▶ **DIRECTIONS FOR THIS TASK**:
Restate all the material verbatim, except for the pictures.

▶ **DATASET EXTRACT**:
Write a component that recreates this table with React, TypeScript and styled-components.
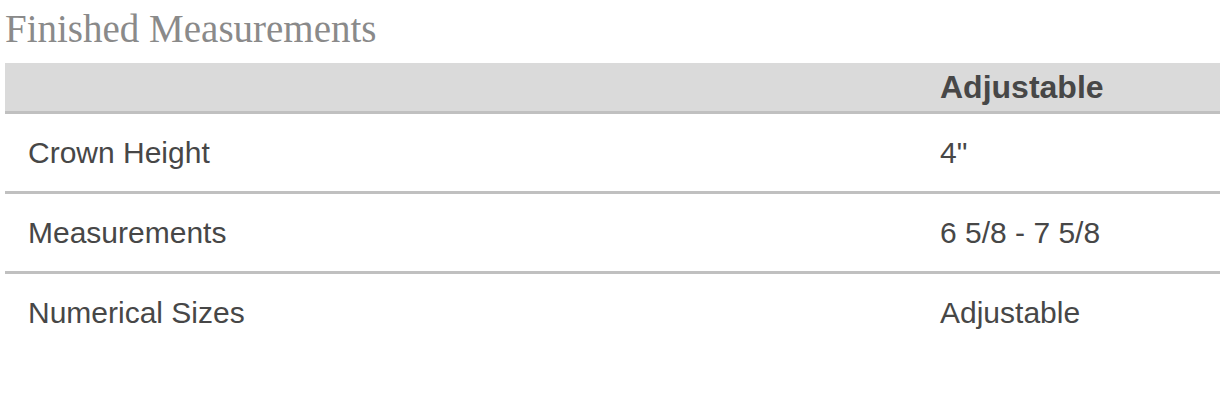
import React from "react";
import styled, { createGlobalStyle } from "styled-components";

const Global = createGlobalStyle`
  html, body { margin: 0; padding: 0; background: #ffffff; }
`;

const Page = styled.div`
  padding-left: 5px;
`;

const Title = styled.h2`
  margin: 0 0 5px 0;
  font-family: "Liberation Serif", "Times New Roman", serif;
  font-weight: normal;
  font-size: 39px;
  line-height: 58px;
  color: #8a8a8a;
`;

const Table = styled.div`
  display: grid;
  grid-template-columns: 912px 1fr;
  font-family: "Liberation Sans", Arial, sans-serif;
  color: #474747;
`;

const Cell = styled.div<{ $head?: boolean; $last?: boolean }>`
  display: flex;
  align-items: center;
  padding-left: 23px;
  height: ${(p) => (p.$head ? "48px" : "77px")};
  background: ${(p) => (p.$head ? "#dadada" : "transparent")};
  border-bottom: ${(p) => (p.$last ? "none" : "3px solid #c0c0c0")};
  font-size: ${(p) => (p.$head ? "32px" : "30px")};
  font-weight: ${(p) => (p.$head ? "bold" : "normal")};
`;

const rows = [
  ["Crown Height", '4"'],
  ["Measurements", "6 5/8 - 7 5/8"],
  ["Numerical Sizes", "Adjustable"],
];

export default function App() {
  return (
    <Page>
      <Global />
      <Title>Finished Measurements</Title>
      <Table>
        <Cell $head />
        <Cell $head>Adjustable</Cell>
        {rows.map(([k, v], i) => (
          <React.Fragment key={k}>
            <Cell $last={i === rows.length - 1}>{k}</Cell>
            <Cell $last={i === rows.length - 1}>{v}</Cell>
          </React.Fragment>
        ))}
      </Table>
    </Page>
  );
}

▶ **COMPLETED EXERCISE**:
Write a component that recreates this table with React, TypeScript and styled-components.
import React from "react";
import styled, { createGlobalStyle } from "styled-components";

const Global = createGlobalStyle`
  html, body { margin: 0; padding: 0; background: #ffffff; }
`;

const Page = styled.div`
  padding-left: 5px;
`;

const Title = styled.h2`
  margin: 0 0 5px 0;
  font-family: "Liberation Serif", "Times New Roman", serif;
  font-weight: normal;
  font-size: 39px;
  line-height: 58px;
  color: #8a8a8a;
`;

const Table = styled.div`
  display: grid;
  grid-template-columns: 912px 1fr;
  font-family: "Liberation Sans", Arial, sans-serif;
  color: #474747;
`;

const Cell = styled.div<{ $head?: boolean; $last?: boolean }>`
  display: flex;
  align-items: center;
  padding-left: 23px;
  height: ${(p) => (p.$head ? "48px" : "77px")};
  background: ${(p) => (p.$head ? "#dadada" : "transparent")};
  border-bottom: ${(p) => (p.$last ? "none" : "3px solid #c0c0c0")};
  font-size: ${(p) => (p.$head ? "32px" : "30px")};
  font-weight: ${(p) => (p.$head ? "bold" : "normal")};
`;

const rows = [
  ["Crown Height", '4"'],
  ["Measurements", "6 5/8 - 7 5/8"],
  ["Numerical Sizes", "Adjustable"],
];

export default function App() {
  return (
    <Page>
      <Global />
      <Title>Finished Measurements</Title>
      <Table>
        <Cell $head />
        <Cell $head>Adjustable</Cell>
        {rows.map(([k, v], i) => (
          <React.Fragment key={k}>
            <Cell $last={i === rows.length - 1}>{k}</Cell>
            <Cell $last={i === rows.length - 1}>{v}</Cell>
          </React.Fragment>
        ))}
      </Table>
    </Page>
  );
}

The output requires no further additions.